Porque tras los estores que protegían su luz en esa sala nos dijo cosas muy útiles a lo público. Nos contó que siempre le había costado mucho trabajo vivir, pero que estaba hecha a las caídas sin romperse ni romper nada. Recordó cómo, a su vuelta del exilio, la llevaron de visita al Instituto de Enseñanza Pública en Leganés que lleva su nombre ("mixto, naturalmente") y pidió que pararan el coche al borde del Manzanares, y ni siquiera sabía si iba a tirarse a ese río, vieja suicida, hasta el que muchos años antes, "muy triste, con una pena de amor", se acercaba paseando con Miguel Hernández y allí, sentados sobre una piedra, ambos lloraban. Y nos contó su encuentro inolvidable con los ojos de una vaca "que llevaban al establo y, de allí, ¿al matadero?", y cómo "hubiera querido darle mi palabra a la vaca, y al maravilloso toro y al insecto y al león, la palabra universal". Guiada por un Ullán casi en silencio, agudo, cercano y reverencial, nos habló de la aurora, y de la alegría y el vuelo del pájaro (y al nombrarlo, recordó a José Bergamín), y del bosque, "que es una cualidad, un ser", y de una florecilla cualquiera ("que me perdone, porque ninguna florecilla es cualquiera"); de "saber tratar con lo otro, con lo cualitativamente diferente". Y de Lezama Lima y de Velázquez, "que no es un nombre, es una entidad", y no se había atrevido a visitar en el Prado por si se lo hubieran "cepillado" demasiado, y de Ortega y Unamuno, de cada uno de los cuales quedará "lo que haga falta", aunque en "España nada se complementa, todo es impar". Y evocó a su hermana y a sus muchos gatos, que "son la perfección de algo" y de quienes dijo no haber aprendido lo bastante por ser "dura de mollera y más bien corta de luces".

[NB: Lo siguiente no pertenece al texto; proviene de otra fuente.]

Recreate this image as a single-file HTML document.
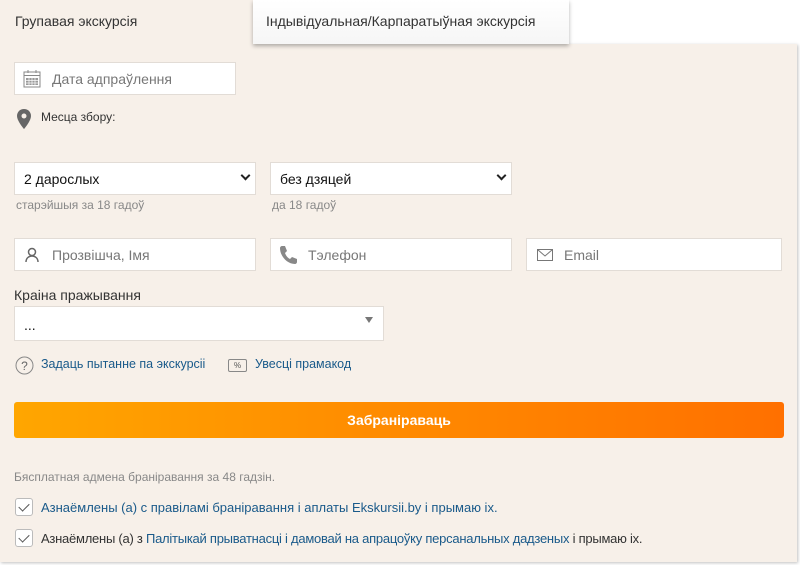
<!DOCTYPE html>
<html><head><meta charset="utf-8"><style>
*{box-sizing:border-box;margin:0;padding:0}
body{width:800px;height:565px;background:#fff;font-family:"Liberation Sans",sans-serif;position:relative;overflow:hidden;color:#333}
.panel{position:absolute;left:0;top:44px;width:797px;height:518px;background:#f7f0e9;box-shadow:1px 1px 3px rgba(0,0,0,.25)}
.tab1{position:absolute;left:0;top:0;width:253px;height:50px;background:#f7f0e9;font-size:14px;padding:13px 0 0 15px;color:#333}
.tab2{position:absolute;left:253px;top:0;width:316px;height:44px;background:linear-gradient(#fff,#f6f6f6);box-shadow:0 2px 4px rgba(0,0,0,.3);font-size:14px;padding:13px 0 0 13px;color:#333}
.a{position:absolute}
.inp{position:absolute;background:#fff;border:1px solid #e2dcd6;height:33px;font-size:14px;color:#777;padding-top:8px}
.sel{color:#111;padding-left:9px}
.hint{position:absolute;font-size:12px;color:#888}
.chev{position:absolute;right:6px;top:9px;width:7px;height:7px;border-right:2px solid #222;border-bottom:2px solid #222;transform:rotate(45deg)}
.link{color:#1a5a8a}
.cb{position:absolute;left:15px;width:18px;height:18px;border:1px solid #bbb;border-radius:3px;background:#fff}
.cb:after{content:"";position:absolute;left:5px;top:2px;width:5px;height:9px;border-right:1px solid #555;border-bottom:1px solid #555;transform:rotate(45deg)}
</style></head><body>
<div class="panel"></div>
<div class="tab1">Групавая экскурсія</div>
<div class="tab2">Індывідуальная/Карпаратыўная экскурсія</div>

<div class="inp" style="left:14px;top:62px;width:222px;padding-left:37px">Дата адпраўлення
<svg class="a" style="left:8px;top:6px" width="18" height="19" viewBox="0 0 18 19"><rect x="1" y="3" width="16" height="15" fill="none" stroke="#888"/><line x1="1" y1="6.5" x2="17" y2="6.5" stroke="#888"/><line x1="5" y1="1" x2="5" y2="4" stroke="#888"/><line x1="13" y1="1" x2="13" y2="4" stroke="#888"/><g fill="#999"><rect x="3" y="9" width="12" height="7"/></g><g stroke="#fff" stroke-width=".7"><line x1="3" y1="11.5" x2="15" y2="11.5"/><line x1="3" y1="14" x2="15" y2="14"/><line x1="6" y1="9" x2="6" y2="16"/><line x1="9" y1="9" x2="9" y2="16"/><line x1="12" y1="9" x2="12" y2="16"/></g></svg></div>

<svg class="a" style="left:17px;top:109px" width="14" height="20" viewBox="0 0 14 20"><path d="M7 0C3 0 0 3 0 7c0 5 7 13 7 13s7-8 7-13c0-4-3-7-7-7z" fill="#666"/><circle cx="7" cy="7" r="2.5" fill="#f7f0e9"/></svg>
<div class="a" style="left:41px;top:110px;font-size:12px;color:#333">Месца збору:</div>

<div class="inp sel" style="left:14px;top:162px;width:242px">2 дарослых<span class="chev"></span></div>
<div class="inp sel" style="left:270px;top:162px;width:242px">без дзяцей<span class="chev"></span></div>
<div class="hint" style="left:16px;top:198px">старэйшыя за 18 гадоў</div>
<div class="hint" style="left:272px;top:198px">да 18 гадоў</div>

<div class="inp" style="left:14px;top:238px;width:242px;padding-left:37px">Прозвішча, Імя
<svg class="a" style="left:10px;top:8px" width="14" height="16" viewBox="0 0 14 16"><circle cx="7" cy="5" r="3.5" fill="none" stroke="#666" stroke-width="1.5"/><path d="M1 15c0-4 3-6 6-6s6 2 6 6" fill="none" stroke="#666" stroke-width="1.5"/></svg></div>
<div class="inp" style="left:270px;top:238px;width:242px;padding-left:37px">Тэлефон
<svg class="a" style="left:8px;top:6px" width="18" height="20" viewBox="0 0 18 20"><path d="M3 1l3 0 2 5-2 2c1 3 3 5 5 6l2-2 5 2v3c0 1-1 2-2 2C8 19 1 11 1 3c0-1 1-2 2-2z" fill="#888"/></svg></div>
<div class="inp" style="left:526px;top:238px;width:256px;padding-left:37px">Email
<svg class="a" style="left:10px;top:10px" width="16" height="12" viewBox="0 0 16 12"><rect x=".5" y=".5" width="15" height="11" fill="none" stroke="#777"/><path d="M.5 .5L8 7l7.5-6.5" fill="none" stroke="#777"/></svg></div>

<div class="a" style="left:14px;top:287px;font-size:14px;color:#333">Краіна пражывання</div>
<div class="inp sel" style="left:14px;top:306px;width:370px;height:35px;padding-top:10px">...
<span class="a" style="right:10px;top:10px;border:4px solid transparent;border-top:6px solid #777"></span></div>

<svg class="a" style="left:15px;top:356px" width="19" height="19"><circle cx="9.5" cy="9.5" r="8.5" fill="none" stroke="#888"/><text x="9.5" y="14" font-size="12" text-anchor="middle" fill="#666" font-family="Liberation Sans">?</text></svg>
<div class="a link" style="left:41px;top:357px;font-size:12.5px">Задаць пытанне па экскурсіі</div>
<div class="a" style="left:228px;top:359px;width:19px;height:13px;border:1px solid #888;border-radius:2px;font-size:8px;text-align:center;line-height:11px;color:#555">%</div>
<div class="a link" style="left:255px;top:357px;font-size:12.5px">Увесці прамакод</div>

<div class="a" style="left:14px;top:402px;width:770px;height:36px;border-radius:3px;background:linear-gradient(90deg,#ffa600,#ff8a00 50%,#ff7000);color:#fff;font-size:14px;font-weight:bold;text-align:center;line-height:36px">Забраніраваць</div>

<div class="hint" style="left:14px;top:470px;font-size:12px;color:#888">Бясплатная адмена браніравання за 48 гадзін.</div>
<div class="cb" style="top:498px"></div>
<div class="a link" style="left:41px;top:500px;font-size:13px">Азнаёмлены (а) с правіламі браніравання і аплаты Ekskursii.by і прымаю іх.</div>
<div class="cb" style="top:529px"></div>
<div class="a" style="left:41px;top:531px;font-size:13px;color:#333;letter-spacing:-0.25px">Азнаёмлены (а) з <span class="link">Палітыкай прыватнасці і дамовай на апрацоўку персанальных дадзеных</span> і прымаю іх.</div>
</body></html>
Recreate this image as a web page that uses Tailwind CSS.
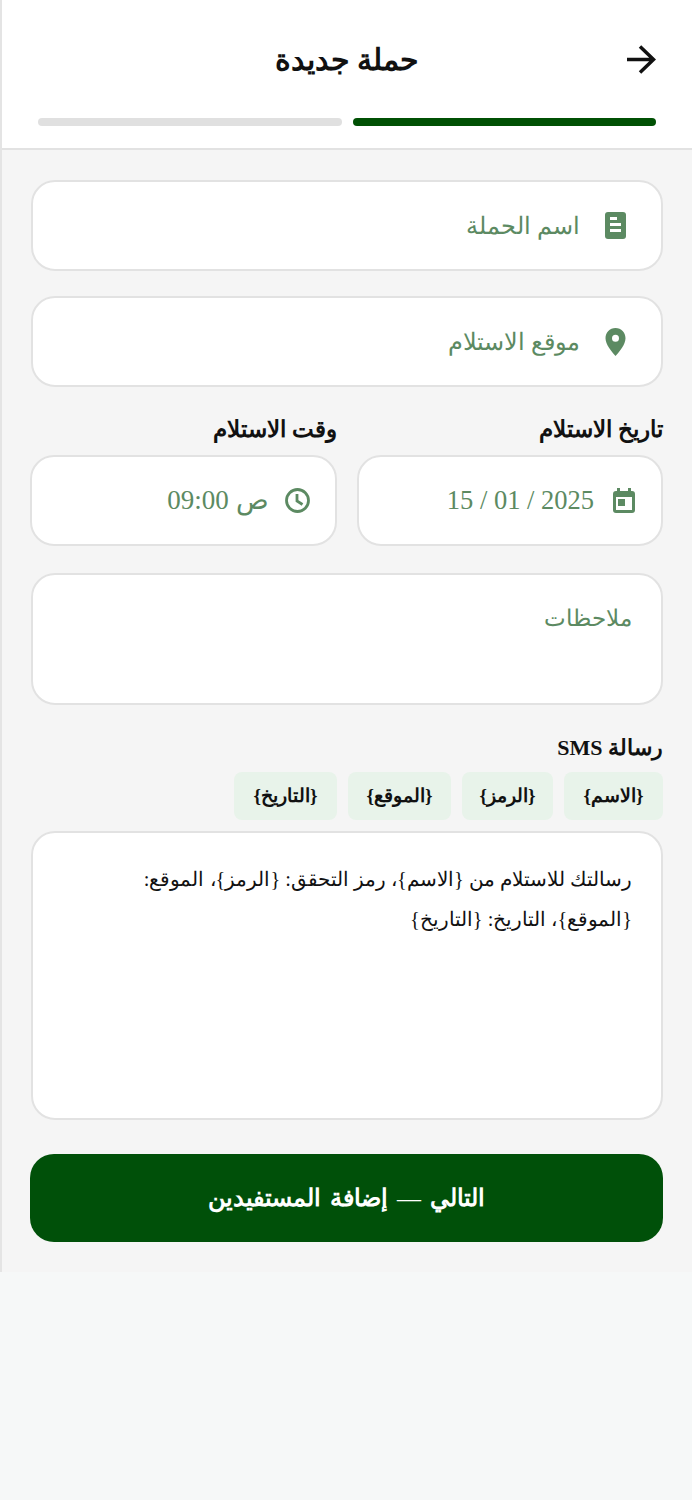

Habló, pues, María Zambrano de cosas muy públicas, del pensamiento vivo que sale del corazón, como dijera Aristóteles, y no del cerebro, que es donde la Modernidad lo ha alojado. Y musitó "ah, el amor, ay, amor", mientras fumaba en su boquilla octogenaria y acariciaba a una gata. Era tan importante lo que decía y cómo lo decía, que me obstiné en pensar que Madrid no se había engalanado debidamente para escuchar a esta republicana. Ave, María.